The owner of Lot 2 claimed a right to access his lot over the adjacent Lot 1. The owner of Lot 1 sued to quiet title. The owner of Lot 2 counterclaimed, asserting various express or implied easements and in the alternative a private condemnation. The superior court found no express or implied easement but allowed Lot 2 to privately condemn a route over Lot 1. The owner of Lot 1 appealed and the owner of Lot 2 cross-appealed. The Court of Appeals affirmed and remanded for further proceedings on the private condemnation.
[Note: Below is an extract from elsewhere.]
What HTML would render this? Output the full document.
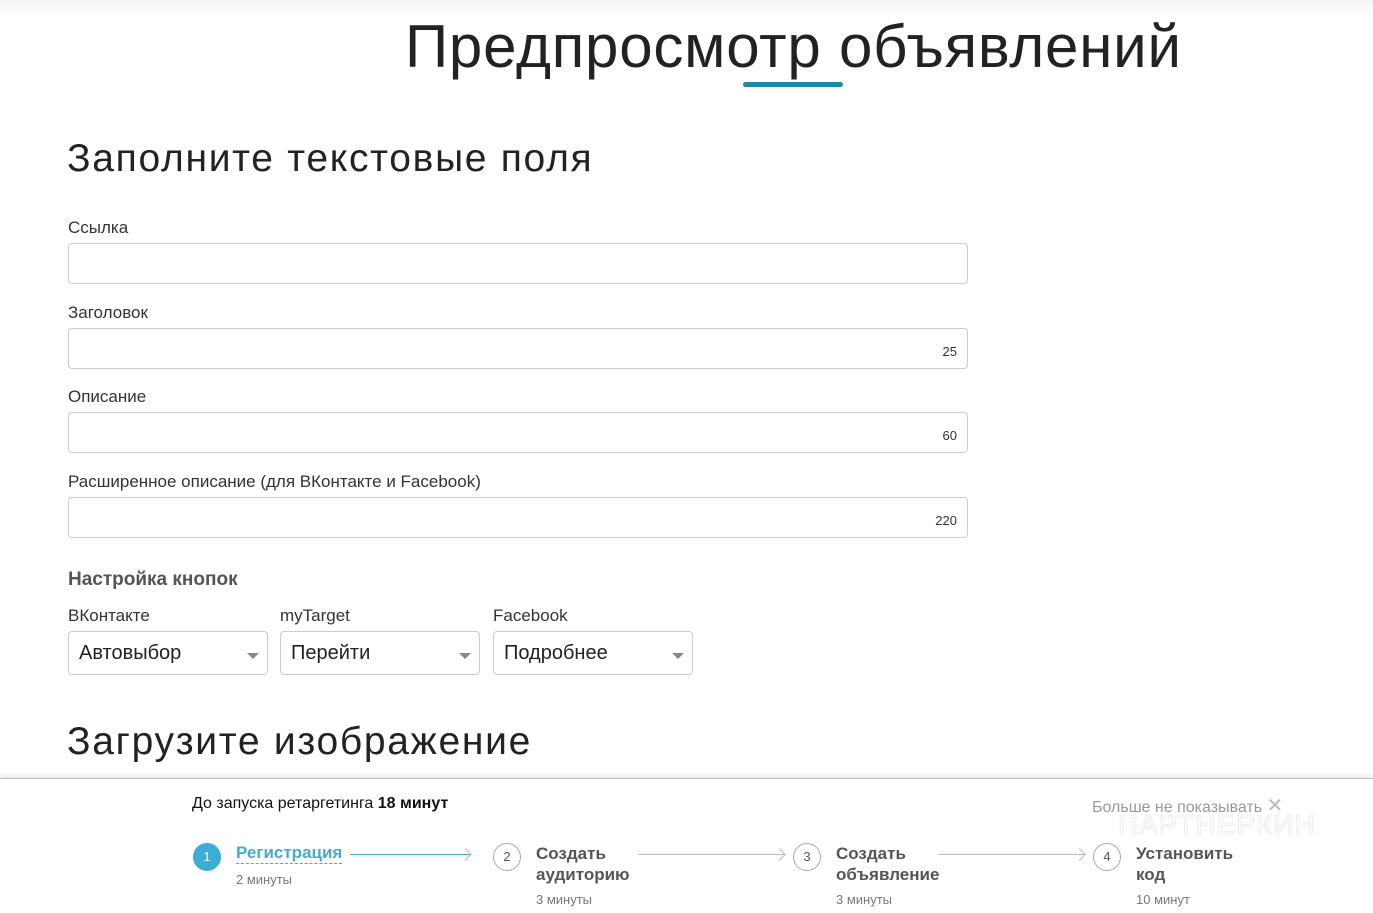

Among other things, Lot 2 claimed the benefit of an express easement, created in 2000. The Court of Appeals rejected this argument, holding that the express easement had been terminated during subsequent periods of common ownership and not revived by subsequent severances.
Lot 2 also claimed an implied way of necessity. The Court of Appeals rejected this argument because it concluded that Lot 2 had no legal access, and did not show a lack of reasonable access, at the time of the relevant severance. Along the way, the Court held that the appropriate way to analyze unity of ownership when two owners are technically different is whether there is effectively unified control over the land.
Finally, the Court held that Lot 2 could privately condemn a route through Lot 1 under A.R.S. § 12-1202(A). The Court held that although there was a previous route that might have been adequate at the time, it was no longer a reasonable alternative. Lot 2 was also not required to seek alternative routes for which it did not have legal access. The Court of Appeals therefore remanded for a private condemnation, directing that the superior court was to determine the route if the parties disagreed, that the judgment must contain the route and the amount of compensation for that route, and that Lot 2 will have rights to the route only after compensating Lot 1.
Judge McMurdie authored the opinion of the Court, in which Judges Campbell and Cattani joined.